Stage 3 is our last day on Italian soil although I was kind of confused when I saw the announcement of the route from Plaisance to Turin. I searched for the town of Plaisance on Google Maps and found nothing in Italy. I soon realized that the French frenchified the name and we actually have to be in Piacenza. Benvenuti! 

At 229 km this is the longest stage of this year’s Tour de France. Only five stages are longer than 200 kilometers with most of them close to that 200 mark. It’s a trend to make stages shorter and shorter. One of the reasons behind this is extended television coverage from start to finish. I know there are people who love a flat 237 km stage from start to finish but ASO wants to cater to a younger public by making the broadcast shorter and more dynamic. 

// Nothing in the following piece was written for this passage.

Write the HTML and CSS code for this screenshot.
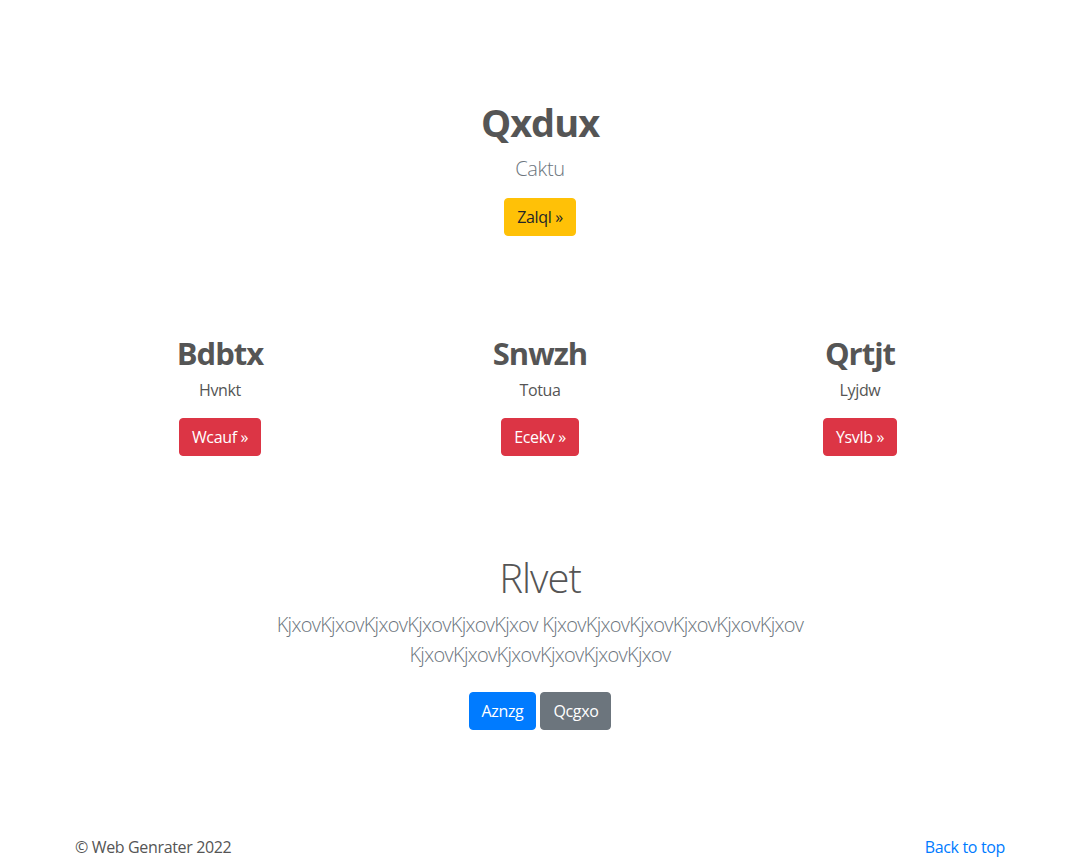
FILE: index.html
```html
<!DOCTYPE html>
<html lang="en">
<head>
<meta charset="utf-8">
<title>Qxdux</title>
<link rel="stylesheet" href="styles.css">
</head>
<body>
<main class="page">
  <section class="hero">
    <h1 class="hero-title">Qxdux</h1>
    <p class="lead">Caktu</p>
    <a class="btn btn-warning" href="#">Zalql &raquo;</a>
  </section>

  <section class="features">
    <div class="feature">
      <h2 class="feature-title">Bdbtx</h2>
      <p class="feature-text">Hvnkt</p>
      <a class="btn btn-danger" href="#">Wcauf &raquo;</a>
    </div>
    <div class="feature">
      <h2 class="feature-title">Snwzh</h2>
      <p class="feature-text">Totua</p>
      <a class="btn btn-danger" href="#">Ecekv &raquo;</a>
    </div>
    <div class="feature">
      <h2 class="feature-title">Qrtjt</h2>
      <p class="feature-text">Lyjdw</p>
      <a class="btn btn-danger" href="#">Ysvlb &raquo;</a>
    </div>
  </section>

  <section class="outro">
    <h1 class="outro-title">Rlvet</h1>
    <p class="lead muted outro-text">KjxovKjxovKjxovKjxovKjxovKjxov KjxovKjxovKjxovKjxovKjxovKjxov KjxovKjxovKjxovKjxovKjxovKjxov</p>
    <div class="btn-row">
      <a class="btn btn-primary" href="#">Aznzg</a>
      <a class="btn btn-secondary" href="#">Qcgxo</a>
    </div>
  </section>
</main>
<footer class="footer">
  <p class="copy">&copy; Web Genrater 2022</p>
  <a class="top-link" href="#">Back to top</a>
</footer>
</body>
</html>
```

FILE: styles.css
```css
* { box-sizing: border-box; }

html, body { margin: 0; padding: 0; }

body {
  font-family: "Open Sans", "Noto Sans", sans-serif;
  font-size: 16px;
  line-height: 1.5;
  letter-spacing: -0.35px;
  color: #555;
  background: #fff;
}

.page {
  width: 960px;
  margin: 0 auto;
  padding: 0 15px;
}

h1, h2, p { margin: 0; }

.hero {
  display: flex;
  flex-direction: column;
  align-items: center;
  padding-top: 98px;
}

.hero-title {
  font-size: 38px;
  line-height: 48px;
  font-weight: 700;
  letter-spacing: -1px;
  margin-bottom: 8px;
}

.lead {
  font-size: 20px;
  line-height: 30px;
  font-weight: 300;
  color: #6c757d;
}

.hero .lead { margin-bottom: 14px; }

.btn {
  display: inline-block;
  font-size: 16px;
  line-height: 24px;
  padding: 6px 12px;
  border: 1px solid transparent;
  border-radius: 4px;
  text-decoration: none;
  white-space: nowrap;
}

.btn-warning { background: #ffc107; border-color: #ffc107; color: #212529; }
.btn-danger { background: #dc3545; border-color: #dc3545; color: #fff; }
.btn-primary { background: #007bff; border-color: #007bff; color: #fff; }
.btn-secondary { background: #6c757d; border-color: #6c757d; color: #fff; }

.features {
  display: grid;
  grid-template-columns: repeat(3, 1fr);
  margin: 98px -15px 0;
}

.feature {
  display: flex;
  flex-direction: column;
  align-items: center;
  padding: 0 15px;
}

.feature-title {
  font-size: 31px;
  line-height: 38px;
  font-weight: 700;
  letter-spacing: -1px;
  margin-bottom: 6px;
}

.feature-text {
  margin-bottom: 16px;
}

.outro {
  display: flex;
  flex-direction: column;
  align-items: center;
  margin-top: 98px;
}

.outro-title {
  font-size: 40px;
  line-height: 48px;
  font-weight: 300;
  letter-spacing: -1px;
  margin-bottom: 8px;
}

.outro-text {
  max-width: 610px;
  text-align: center;
  letter-spacing: -0.7px;
  margin-bottom: 22px;
}

.btn-row {
  display: flex;
  gap: 4px;
}

.footer {
  width: 960px;
  margin: 0 auto;
  padding: 0 15px;
  display: flex;
  justify-content: space-between;
  align-items: center;
  margin-top: 105px;
  padding-bottom: 40px;
}

.top-link {
  color: #007bff;
  text-decoration: none;
}
```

The longest Tour de France stage ever was in 1919, the first race back after the horrors of the First World War. The fact that the war only finished seven months earlier didn’t inspire the organizers to take it easy. At 482 km or 300 miles, stage 5 of that year’s race was a monster. With a total distance of 5,560 km the 1919 edition ranks second in the list of longest Tours de France.

The longest Tour was in 1926. Winner Lucien Buysse from Belgium needed 248 hours and 44 minutes for the 5,745 km through France. 

Gradually the Tour got shorter and shorter. The last Tour de France of over 4,000 km was in 1987. This century the total distance is usually between 3,300 and 3,650 km. This year we are bang in the middle of that figure with 3,492 km.

On our route today we pass through Tortona. The first of three categorized climbs can be found here. Tortona got itself a place in the history books as the town where Fausto Coppi died. He contracted malaria in a race in Burkina Faso and died, aged just 40 years young.  

This segment is way too short to give a biography of Coppi. He is of course the winner of the 1949 and 1952 Tours de France. And the Giri d’Italia of those two years, for that matter. 

He could have won a few more Tours but in 1950 he refused to ride because his rival Gino Bartali would be there also. In 1951 he did ride, with Bartali, but he was still struck by grief for his brother Serse Coppi who died after crashing his front wheel in a Turin tram track during the Giro del Piemonte. He died in Fausto’s arms just a few days before the start of the Tour.

And then there was the controversy around the Dama Bianca, the white lady. Coppi was married, as was Giulia Locatelli, but they started a relationship with each other anyway. This was an absolute no-no in Catholic Italy. The landlord of their apartment in Tortona was so appalled when the two lived together in sin that he threw them both out. The Pope even asked Coppi to return to his lawful wife. But love is love and there was no stopping it.

Coppi and Locatelli eventually got married in Mexico, a marriage never officially accepted in Italy. They had a son in 1955, Faustino, but he was born in Buenos Aires because of the huge scandal his parents had caused.

Oh how times have changed. Thankfully, I should add.